Jump to Main Content
Factors influencing trends of polychlorinated naphthalenes and other dioxin-like compounds in lake trout (Salvelinus namaycush) from Lake Ontario, North America (1979-2004)
- Gewurtz, Sarah B., Lega, Rocsana, Crozier, Patrick W., Whittle, D. Michael, Fayez, Laila, Reiner, Eric J., Helm, Paul A., Marvin, Chris H., Tomy, Gregg T.

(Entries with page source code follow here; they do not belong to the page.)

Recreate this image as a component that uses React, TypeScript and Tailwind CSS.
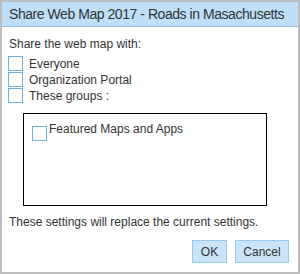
import React from "react";

function Box() {
  return <span className="block w-[15px] h-[15px] border border-[#6fb0e0] bg-white shrink-0" />;
}

export default function App() {
  return (
    <div className="w-[300px] h-[274px] bg-white border-2 border-[#bdbdbd] flex flex-col text-[#333] text-[12px]" style={{ fontFamily: '"Liberation Sans", Arial, sans-serif' }}>
      <div className="h-[25px] bg-[#bfdef8] border-b border-[#8dbde6] flex items-center pl-[7px] text-[14px] tracking-[-0.45px] text-[#333] shrink-0 whitespace-nowrap overflow-hidden">
        Share Web Map 2017 - Roads in Masachusetts
      </div>
      <div className="flex flex-col pl-[6px] pr-[8px]">
        <div className="mt-[10px] pl-[1px] leading-[14px]">Share the web map with:</div>
        <div className="mt-[5px] flex flex-col gap-[1px]">
          <label className="flex items-center gap-[6px] h-[15px]"><Box /><span>Everyone</span></label>
          <label className="flex items-center gap-[6px] h-[15px]"><Box /><span>Organization Portal</span></label>
          <label className="flex items-center gap-[6px] h-[15px]"><Box /><span>These groups :</span></label>
        </div>
        <div className="ml-[15px] mr-[23px] mt-[10px] h-[93px] border border-black pl-[8px] pt-[8px]">
          <div className="flex items-start gap-[2px]">
            <span className="mt-[4px]"><Box /></span>
            <span className="leading-[14px]">Featured Maps and Apps</span>
          </div>
        </div>
        <div className="mt-[9px] pl-[1px] leading-[14px]">These settings will replace the current settings.</div>
        <div className="mt-[11px] flex justify-end gap-[8px] pr-[1px]">
          <button className="w-[35px] h-[23px] bg-[#cce4f7] border border-[#99cbf2] text-[#333] text-[12px]">OK</button>
          <button className="w-[54px] h-[23px] bg-[#cce4f7] border border-[#99cbf2] text-[#333] text-[12px]">Cancel</button>
        </div>
      </div>
    </div>
  );
}
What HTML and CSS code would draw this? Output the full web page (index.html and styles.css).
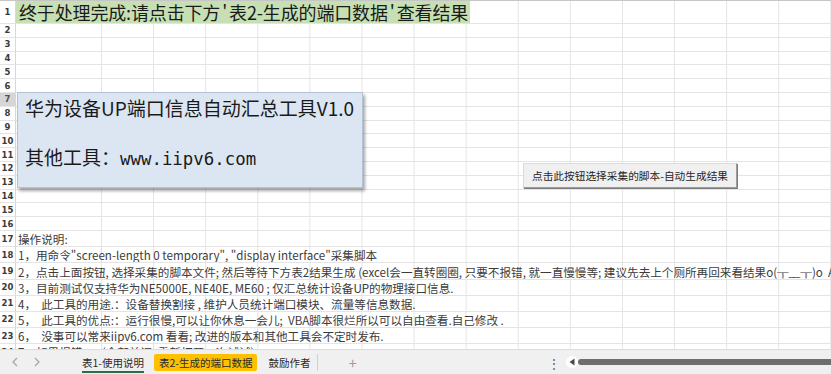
FILE: index.html
```html
<!DOCTYPE html>
<html lang="zh-CN">
<head>
    <meta charset="UTF-8">
    <meta name="viewport" content="width=device-width, initial-scale=1.0">
    <title>表1-使用说明</title>
    <link rel="stylesheet" href="styles.css">
</head>
<body>
<div class="app">
    <div class="sheet">
        <div class="row r-title"><div class="rh">1</div><div class="cells"><span class="title">终于处理完成:请点击下方<span class="q">'</span>表2-生成的端口数据<span class="q">'</span>查看结果</span></div></div>
        <div class="row"><div class="rh">2</div><div class="cells"></div></div>
        <div class="row"><div class="rh">3</div><div class="cells"></div></div>
        <div class="row"><div class="rh">4</div><div class="cells"></div></div>
        <div class="row"><div class="rh">5</div><div class="cells"></div></div>
        <div class="row"><div class="rh">6</div><div class="cells"></div></div>
        <div class="row"><div class="rh sel">7</div><div class="cells"></div></div>
        <div class="row"><div class="rh">8</div><div class="cells"></div></div>
        <div class="row"><div class="rh">9</div><div class="cells"></div></div>
        <div class="row"><div class="rh">10</div><div class="cells"></div></div>
        <div class="row"><div class="rh">11</div><div class="cells"></div></div>
        <div class="row"><div class="rh">12</div><div class="cells"></div></div>
        <div class="row"><div class="rh">13</div><div class="cells"></div></div>
        <div class="row"><div class="rh">14</div><div class="cells"></div></div>
        <div class="row"><div class="rh">15</div><div class="cells"></div></div>
        <div class="row"><div class="rh">16</div><div class="cells"></div></div>
        <div class="row r-text"><div class="rh">17</div><div class="cells">操作说明:</div></div>
        <div class="row r-text"><div class="rh">18</div><div class="cells">1，用命令"screen-length 0 temporary", "display interface"采集脚本</div></div>
        <div class="row r-text"><div class="rh">19</div><div class="cells">2，点击上面按钮, 选择采集的脚本文件; 然后等待下方表2结果生成 (excel会一直转圈圈, 只要不报错, 就一直慢慢等; 建议先去上个厕所再回来看结果o(╥﹏╥)o&nbsp; AV</div></div>
        <div class="row r-text"><div class="rh">20</div><div class="cells">3，目前测试仅支持华为NE5000E, NE40E, ME60 ; 仅汇总统计设备UP的物理接口信息.</div></div>
        <div class="row r-text"><div class="rh">21</div><div class="cells">4，&nbsp; 此工具的用途.：设备替换割接 , 维护人员统计端口模块、流量等信息数据.</div></div>
        <div class="row r-text"><div class="rh">22</div><div class="cells">5，&nbsp; 此工具的优点:：运行很慢,可以让你休息一会儿;&nbsp; VBA脚本很烂所以可以自由查看.自己修改 .</div></div>
        <div class="row r-text"><div class="rh">23</div><div class="cells">6，&nbsp; 没事可以常来iipv6.com 看看; 改进的版本和其他工具会不定时发布.</div></div>
        <div class="row r-text"><div class="rh">24</div><div class="cells">7，如果报错......(全部关闭, 重新打开一次试试)</div></div>

        <!-- floating shapes over the grid -->
        <div class="textbox">
            <p>华为设备UP端口信息自动汇总工具V1.0</p>
            <p class="second">其他工具：<span class="url">www.iipv6.com</span></p>
        </div>
        <button class="run">点击此按钮选择采集的脚本-自动生成结果</button>
    </div>

    <div class="tabbar">
        <span class="nav"><svg width="6" height="10" viewBox="0 0 6 10"><path d="M5 1L1 5l4 4" fill="none" stroke="#a3a3a3" stroke-width="1.2"/></svg></span>
        <span class="nav"><svg width="6" height="10" viewBox="0 0 6 10"><path d="M1 1l4 4-4 4" fill="none" stroke="#a3a3a3" stroke-width="1.2"/></svg></span>
        <span class="tab active">表1-使用说明</span>
        <span class="tab gold">表2-生成的端口数据</span>
        <span class="tab thanks">鼓励作者</span>
        <span class="add">+</span>
        <div class="hscroll">
            <span class="dots">⋮</span>
            <span class="left"><svg width="6" height="8" viewBox="0 0 6 8"><path d="M5.5 0.5v7L0.5 4z" fill="#4a4a4a"/></svg></span>
            <span class="thumb"></span>
        </div>
    </div>
</div>
</body>
</html>
```

FILE: styles.css
```css
body {
    margin: 0;
    padding: 0;
    background-color: #ffffff;
    font-family: "Noto Sans CJK SC", "Noto Sans", sans-serif;
    overflow: hidden;
}

.app {
    width: 831px;
    height: 374px;
    display: flex;
    flex-direction: column;
}

.sheet {
    position: relative;
    flex: 1;
    overflow: hidden;
    border-top: 1px solid #c6c6c6;
}

.row {
    display: flex;
    height: 13.8px;
    box-sizing: border-box;
}
.r-title {
    height: 23px;
}
.r-text {
    height: 16.2px;
}

/* row header */
.rh {
    width: 15px;
    flex: none;
    border-right: 1px solid #d8d8d8;
    border-bottom: 1px solid #e4e4e4;
    background-color: #ffffff;
    color: #3a3a3a;
    font-family: "DejaVu Sans", sans-serif;
    font-weight: bold;
    font-size: 8.5px;
    display: flex;
    align-items: center;
    justify-content: center;
    box-sizing: content-box;
}
.rh.sel {
    background-color: #d6d6d6;
    color: #505050;
}

/* cells area: column lines every 52px after a wide column A */
.cells {
    flex: 1;
    border-bottom: 1px solid #e4e4e4;
    background:
        linear-gradient(#ffffff, #ffffff) 0 0 / 85px 100% no-repeat,
        linear-gradient(to right, #e4e4e4 1px, transparent 1px) 85px 0 / 52.1px 100% repeat-x;
    white-space: nowrap;
    overflow: hidden;
    font-size: 11.6px;
    color: #3b3b3b;
    padding-left: 2px;
    display: flex;
    align-items: center;
}
.r-text .cells {
    align-items: flex-end;
    line-height: 13px;
}

.r-title .cells {
    padding-left: 0;
    align-items: stretch;
    overflow: visible;
}
.title {
    background-color: #c6e0b4;
    color: #1a1a1a;
    font-size: 18px;
    line-height: 21px;
    padding: 1px 2px 0 3px;
    letter-spacing: -0.15px;
}
.title .q {
    padding: 0 2px;
}

.textbox {
    position: absolute;
    left: 17px;
    top: 91px;
    width: 346px;
    height: 96px;
    box-sizing: border-box;
    background-color: #dce6f2;
    border: 1px solid #b4c2d5;
    box-shadow: 2px 3px 3px rgba(0, 0, 0, 0.35);
    padding: 3px 7px;
    font-size: 19px;
    color: #1a1a1a;
}
.textbox p {
    margin: 0;
    line-height: 24px;
    white-space: nowrap;
}
.textbox .second {
    margin-top: 25px;
}
.url {
    font-family: "DejaVu Sans Mono", monospace;
    font-size: 17.4px;
}

.run {
    position: absolute;
    left: 523px;
    top: 162px;
    width: 214px;
    height: 25px;
    padding: 0;
    background-color: #f0f0f0;
    border: 1px solid #dadada;
    border-right-color: #9b9b9b;
    border-bottom-color: #9b9b9b;
    box-shadow: 1px 1px 0 #7d7d7d;
    font-family: "Noto Sans CJK SC", sans-serif;
    font-size: 10.7px;
    color: #262626;
}

/* sheet tabs */
.tabbar {
    height: 25px;
    flex: none;
    box-sizing: border-box;
    border-top: 1px solid #dcdcdc;
    background-color: #f0f0f0;
    display: flex;
    align-items: center;
    padding-left: 4px;
    font-size: 10.5px;
    color: #2b2b2b;
}
.nav {
    width: 22px;
    display: flex;
    justify-content: center;
}
.tab {
    padding: 0 6px;
    height: 17px;
    line-height: 17px;
    box-sizing: border-box;
    white-space: nowrap;
}
.tab.active {
    margin-left: 34px;
    padding: 0;
    border-bottom: 2px solid #217346;
    height: 19px;
    margin-top: 2px;
}
.tab.gold {
    margin-left: 10px;
    background-color: #ffc000;
    border-radius: 2px;
    padding: 0 5px;
}
.tab.thanks {
    margin-left: 5px;
    padding: 0 7px 0 6px;
    border-right: 1px solid #d0d0d0;
}
.add {
    margin-left: 30px;
    font-size: 15px;
    color: #a0a0a0;
}
.hscroll {
    margin-left: auto;
    width: 283px;
    display: flex;
    align-items: center;
}
.dots {
    width: 10px;
    font-size: 12px;
    color: #555;
    text-align: center;
}
.left {
    margin-left: 8px;
    width: 12px;
    height: 12px;
    border-radius: 6px;
    background-color: #ffffff;
    display: flex;
    align-items: center;
    justify-content: center;
}
.thumb {
    flex: 1;
    height: 6px;
    border-radius: 3px 0 0 3px;
    background-color: #6e6e6e;
}
```
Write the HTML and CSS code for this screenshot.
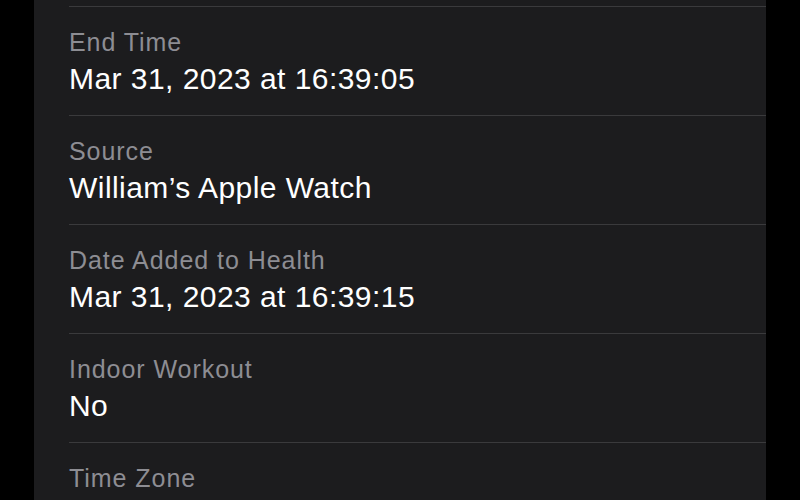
FILE: index.html
```
<!DOCTYPE html>
<html lang="en">
<head>
<meta charset="utf-8">
<title>Workout Details</title>
<link rel="stylesheet" href="styles.css">
</head>
<body>
<div class="screen">
  <div class="panel">
    <div class="list">
      <div class="row">
        <div class="label">End Time</div>
        <div class="value">Mar 31, 2023 at 16:39:05</div>
      </div>
      <div class="row">
        <div class="label">Source</div>
        <div class="value">William’s Apple Watch</div>
      </div>
      <div class="row">
        <div class="label">Date Added to Health</div>
        <div class="value">Mar 31, 2023 at 16:39:15</div>
      </div>
      <div class="row">
        <div class="label">Indoor Workout</div>
        <div class="value">No</div>
      </div>
      <div class="row">
        <div class="label">Time Zone</div>
      </div>
    </div>
  </div>
</div>
</body>
</html>
```
FILE: styles.css
```
html, body {
  margin: 0;
  padding: 0;
  background: #000;
  height: 100%;
  overflow: hidden;
}

.screen {
  display: flex;
  justify-content: flex-start;
  height: 500px;
  padding-left: 34px;
}

.panel {
  width: 732px;
  height: 500px;
  background: #1c1c1e;
  overflow: hidden;
  font-family: "Liberation Sans", Arial, sans-serif;
}

.list {
  padding-top: 6px;
  padding-left: 35px;
}

.row {
  border-top: 1px solid #3a3a3c;
  padding: 20px 0 16px 0;
}

.label {
  font-size: 25px;
  line-height: 31px;
  color: #8d8d93;
  letter-spacing: 0.95px;
}

.value {
  font-size: 30px;
  line-height: 40px;
  padding-top: 1px;
  color: #ffffff;
  letter-spacing: 0.45px;
}
```
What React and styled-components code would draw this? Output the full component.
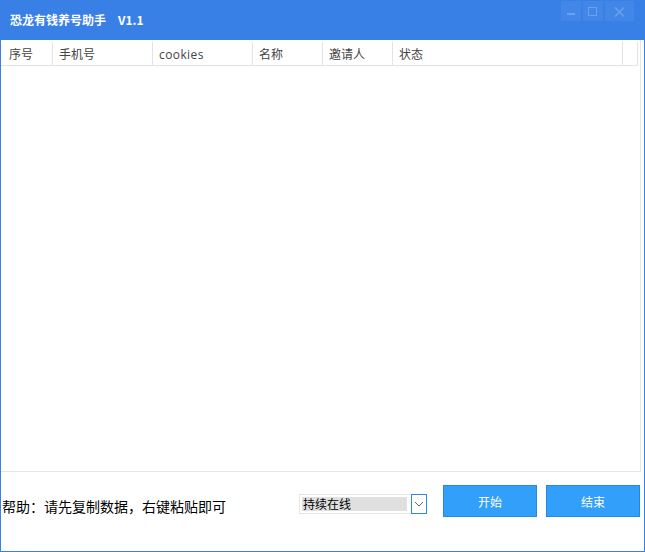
import React from 'react';
import styled, { createGlobalStyle } from 'styled-components';

const cjk = '"Noto Sans CJK SC", "Liberation Sans", sans-serif';
const headerFont = '"Open Sans", "Noto Sans CJK SC", sans-serif';

const GlobalStyle = createGlobalStyle`
  html, body {
    margin: 0;
    padding: 0;
    background: #fff;
  }
`;

const Window = styled.div`
  width: 645px;
  height: 552px;
  box-sizing: border-box;
  border: 1px solid #3980e6;
  border-top: none;
  display: flex;
  flex-direction: column;
  background: #fff;
  overflow: hidden;
`;

const TitleBar = styled.div`
  height: 40px;
  margin: 0 -1px;
  flex: none;
  box-sizing: border-box;
  background: #3980e6;
  display: flex;
  justify-content: space-between;
  align-items: flex-start;
  padding: 1px 11px 0 10px;
`;

const Title = styled.div`
  font-family: ${cjk};
  font-size: 12px;
  font-weight: 700;
  color: #fff;
  line-height: 38px;
  white-space: pre;
`;

const Version = styled.span`
  margin-left: 12px;
`;

const WinButtons = styled.div`
  display: flex;
  gap: 2px;
`;

const WinButton = styled.div`
  width: ${(p) => p.$w}px;
  height: 20px;
  background: #4287e8;
  display: flex;
  align-items: center;
  justify-content: center;
`;

const Table = styled.div`
  height: 432px;
  flex: none;
  margin-right: 3px;
  border-right: 1px solid #e6e6e6;
  border-bottom: 1px solid #e6e6e6;
  box-sizing: border-box;
`;

const HeaderRow = styled.div`
  height: 26px;
  display: flex;
  box-sizing: border-box;
  border-bottom: 1px solid #e3e3e3;
  margin-right: 2px;
  padding-top: 2px;
`;

const HeaderCell = styled.div`
  width: ${(p) => p.$w}px;
  flex: none;
  box-sizing: border-box;
  border-right: 1px solid #e3e3e3;
  padding-left: ${(p) => p.$pad}px;
  font-family: ${headerFont};
  font-size: 12px;
  letter-spacing: ${(p) => p.$spacing || 0}px;
  color: #444;
  line-height: 25px;
`;

const Footer = styled.div`
  flex: 1;
  display: flex;
  align-items: flex-start;
`;

const Help = styled.div`
  width: 297px;
  flex: none;
  margin: 24px 0 0 1px;
  font-family: ${cjk};
  font-size: 14px;
  line-height: 20px;
  color: #000;
  white-space: nowrap;
`;

const Select = styled.div`
  width: 128px;
  height: 20px;
  margin-top: 22px;
  flex: none;
  box-sizing: border-box;
  display: flex;
  border: 1px solid #e6e6e6;
  border-right: none;
`;

const SelectValue = styled.div`
  flex: 1;
  margin: 2px 4px 2px 2px;
  padding-left: 1px;
  background: #e0e0e0;
  font-family: ${cjk};
  font-size: 12px;
  line-height: 14px;
  color: #000;
`;

const SelectArrow = styled.div`
  width: 16px;
  flex: none;
  margin: -1px 0;
  border: 1px solid #2f88e6;
  box-sizing: border-box;
  display: flex;
  align-items: center;
  justify-content: center;
`;

const ActionButton = styled.button`
  width: 94px;
  height: 32px;
  margin: 13px 0 0 ${(p) => p.$gap}px;
  flex: none;
  padding: 0;
  box-sizing: border-box;
  border: 1px solid #2488e2;
  background: #329ffa;
  color: #fff;
  font-family: ${cjk};
  font-size: 12px;
`;

const columns = [
  { label: '序号', w: 52, pad: 8 },
  { label: '手机号', w: 100, pad: 6 },
  { label: 'cookies', w: 100, pad: 6, spacing: 0.4 },
  { label: '名称', w: 70, pad: 6 },
  { label: '邀请人', w: 70, pad: 6 },
  { label: '状态', w: 230, pad: 6 },
  { label: '', w: 15, pad: 0 },
];

export default function App() {
  return (
    <>
      <GlobalStyle />
      <Window>
        <TitleBar>
          <Title>恐龙有钱养号助手<Version>V1.1</Version></Title>
          <WinButtons>
            <WinButton $w={20}>
              <svg width="10" height="10" viewBox="0 0 10 10">
                <rect x="1" y="7" width="8" height="2" fill="#6aa0ee" />
              </svg>
            </WinButton>
            <WinButton $w={20}>
              <svg width="10" height="10" viewBox="0 0 10 10">
                <rect x="0.5" y="1.5" width="8" height="8" fill="none" stroke="#6aa0ee" />
              </svg>
            </WinButton>
            <WinButton $w={29}>
              <svg width="11" height="11" viewBox="0 0 11 11">
                <path d="M1 1.5 L10 10.5 M10 1.5 L1 10.5" stroke="#6aa0ee" strokeWidth="1.7" />
              </svg>
            </WinButton>
          </WinButtons>
        </TitleBar>
        <Table>
          <HeaderRow>
            {columns.map((c, i) => (
              <HeaderCell key={i} $w={c.w} $pad={c.pad} $spacing={c.spacing}>{c.label}</HeaderCell>
            ))}
          </HeaderRow>
        </Table>
        <Footer>
          <Help>帮助：请先复制数据，右键粘贴即可</Help>
          <Select>
            <SelectValue>持续在线</SelectValue>
            <SelectArrow>
              <svg width="10" height="6" viewBox="0 0 10 6">
                <path d="M1 1 L5 5 L9 1" fill="none" stroke="#666" strokeWidth="1" />
              </svg>
            </SelectArrow>
          </Select>
          <ActionButton $gap={16}>开始</ActionButton>
          <ActionButton $gap={9}>结束</ActionButton>
        </Footer>
      </Window>
    </>
  );
}
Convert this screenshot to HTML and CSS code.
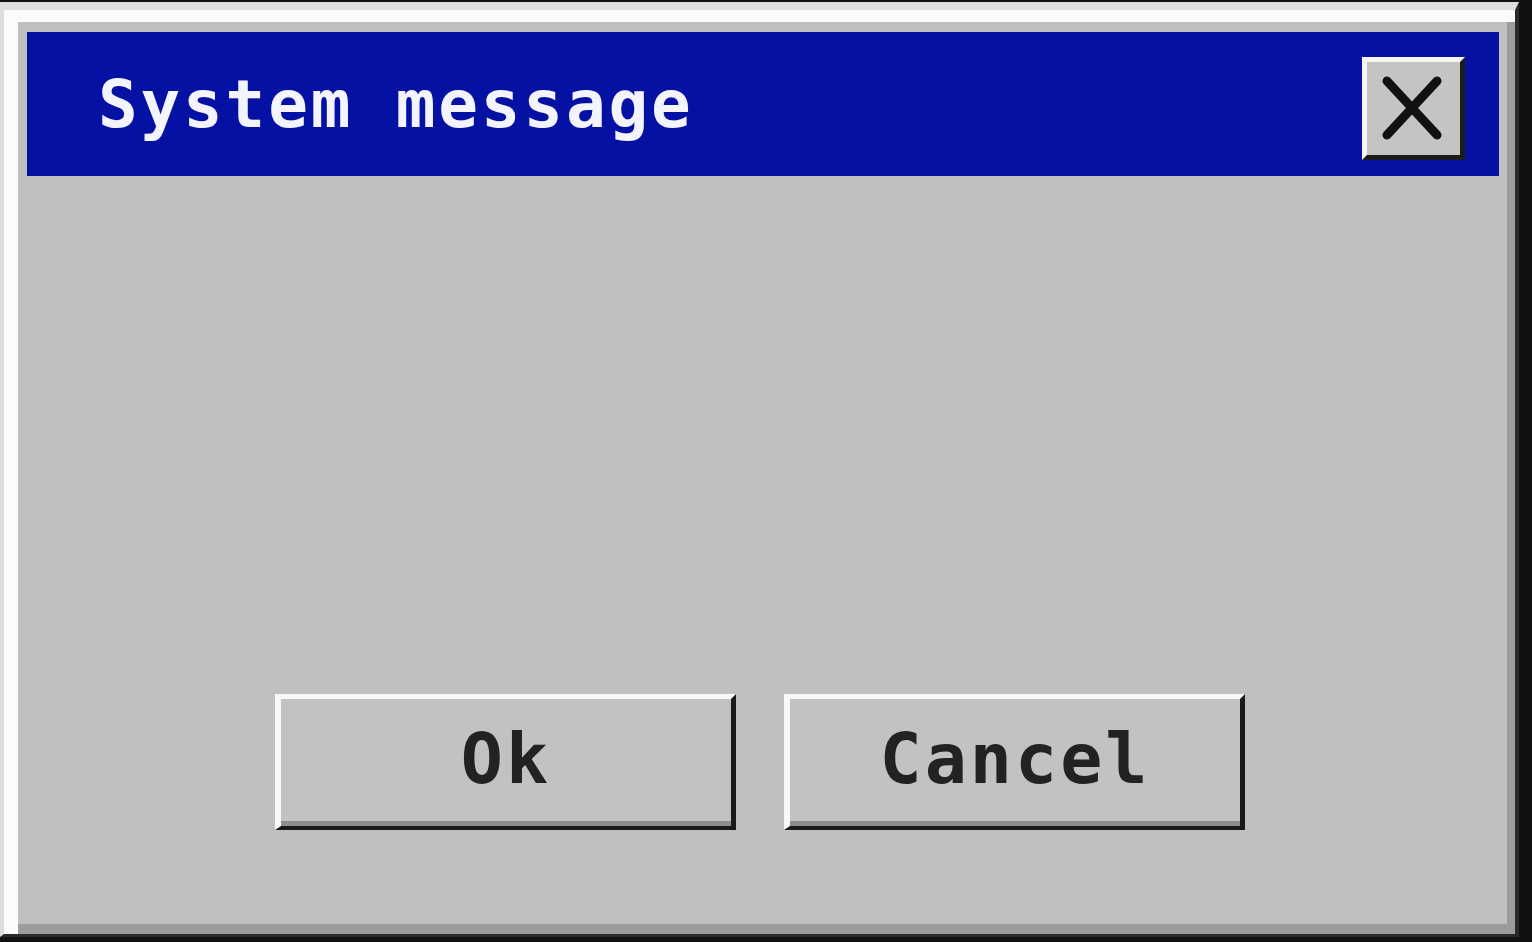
FILE: index.html
```html
<!DOCTYPE html>
<html lang="en">
<head>
<meta charset="utf-8">
<title>System message</title>
<link rel="stylesheet" href="styles.css">
</head>
<body>
<div class="window">
  <div class="titlebar">
    <span class="title">System message</span>
    <button class="close" aria-label="Close">
      <svg width="93" height="93" viewBox="0 0 93 93">
        <path d="M20 19 L70 73 M70 19 L20 73" stroke="#111" stroke-width="9" stroke-linecap="round" fill="none"/>
      </svg>
    </button>
  </div>
  <div class="body">
    <div class="buttons">
      <button class="btn">Ok</button>
      <button class="btn">Cancel</button>
    </div>
  </div>
</div>
</body>
</html>
```

FILE: styles.css
```css
html, body {
  margin: 0;
  padding: 0;
}
body {
  background: #111;
  width: 1532px;
  height: 942px;
  overflow: hidden;
  padding-top: 2px;
  box-sizing: border-box;
}
.window {
  width: 1519px;
  height: 935px;
  box-sizing: border-box;
  background: #c0c0c0;
  border-left: 4px solid #dedede;
  border-top: 8px solid #dedede;
  border-right: 4px solid #2a2a2a;
  border-bottom: 3px solid #2a2a2a;
  box-shadow: inset 14px 12px 0 0 #fbfbfb, inset -8px -10px 0 0 #9c9c9c;
  padding: 22px 16px 10px 23px;
  display: flex;
  flex-direction: column;
}
.titlebar {
  height: 144px;
  flex: none;
  background: #0411a3;
  display: flex;
  align-items: flex-start;
  justify-content: space-between;
  padding: 0 34px 0 71px;
  box-sizing: border-box;
}
.title {
  font-family: "DejaVu Sans Mono", "Liberation Mono", monospace;
  font-weight: bold;
  font-size: 66px;
  letter-spacing: 2.8px;
  line-height: 1;
  color: #f4f4ff;
  margin-top: 40px;
}
.close {
  margin-top: 25px;
  width: 103px;
  height: 103px;
  padding: 0;
  box-sizing: border-box;
  background: #c4c4c4;
  border-style: solid;
  border-width: 5px;
  border-color: #f6f6f6 #1c1c1c #1c1c1c #f6f6f6;
  display: flex;
  align-items: center;
  justify-content: center;
}
.close svg {
  display: block;
}
.body {
  flex: 1;
  display: flex;
  align-items: flex-end;
  justify-content: center;
  padding-bottom: 94px;
  padding-right: 6px;
}
.buttons {
  display: flex;
  gap: 48px;
}
.btn {
  width: 461px;
  height: 136px;
  box-sizing: border-box;
  background: #c2c2c2;
  border-style: solid;
  border-width: 5px 5px 4px 6px;
  border-color: #f8f8f8 #1a1a1a #1a1a1a #f8f8f8;
  box-shadow: inset 0 -5px 0 0 #8e8e8e;
  padding: 0 0 8px 0;
  font-family: "DejaVu Sans Mono", "Liberation Mono", monospace;
  font-weight: bold;
  font-size: 70px;
  letter-spacing: 3px;
  line-height: 1;
  color: #222;
}
```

- Environmental toxicology and chemistry 2009 v.28 no.5 pp. 921-930
- naphthalene, pollutants, chlorinated hydrocarbons, fish, Salvelinus namaycush, temporal variation, polychlorinated dibenzodioxins, polychlorinated dibenzofurans, toxic substances, technical chemicals, polychlorinated biphenyls, stable isotopes, food webs, chemical concentration, Lake Ontario
- Concentrations of polychlorinated naphthalenes (PCNs) were determined in archived lake trout (Salvelinus namaycush) from Lake Ontario, North America, collected between 1979 and 2004 to evaluate their temporal trends and the factors influencing their trends. Concentrations of PCNs, as well as polychlorinated dibenzo-p-dioxins and dibenzofurans (PCDD/Fs), and non- and mono-ortho-substituted polychlorinated biphenyls (DL-PCBs), which were measured for comparative purposes, declined by eight-, seven-, and fivefold, respectively, between 1979 and 2004. Apparent elimination rate constants (k2) were calculated as the slopes of the regression lines of concentration versus time for PCN, DL-PCB, and PCDD/F congeners to compare the rate of decrease among congeners within and between compound classes. The k2 values for PCNs that had two pairs or three adjacent carbons unsubstituted with chlorine (congeners that can be biotransformed by vertebrates) were not significantly different from zero, indicating no decline in fish. For PCN congeners having no adjacent carbons unsubstituted with chlorine, the k2 values generally increased with hydrophobicity and degree of chlorination. This pattern differed from that of PCDD/Fs and DL-PCBs and from previous findings for non-DL-PCBs, for which the rate of contaminant decline decreased with hydrophobicity, and the pattern also differed from expectations based on thermodynamics. Differences in the rate of decline of PCN congeners may be caused by changes in source or mixture formulations over time and/or metabolic dechlorination of the less stable, higher-chlorinated PCNs 73, 74, and 75 to lower-chlorinated congeners. Based on suggested dioxin toxic equivalency factors, PCN concentrations in these whole lake trout may be sufficient to trigger consumption restrictions in Ontario, Canada, and our results suggest that PCNs merit incorporation into monitoring and assessment programs.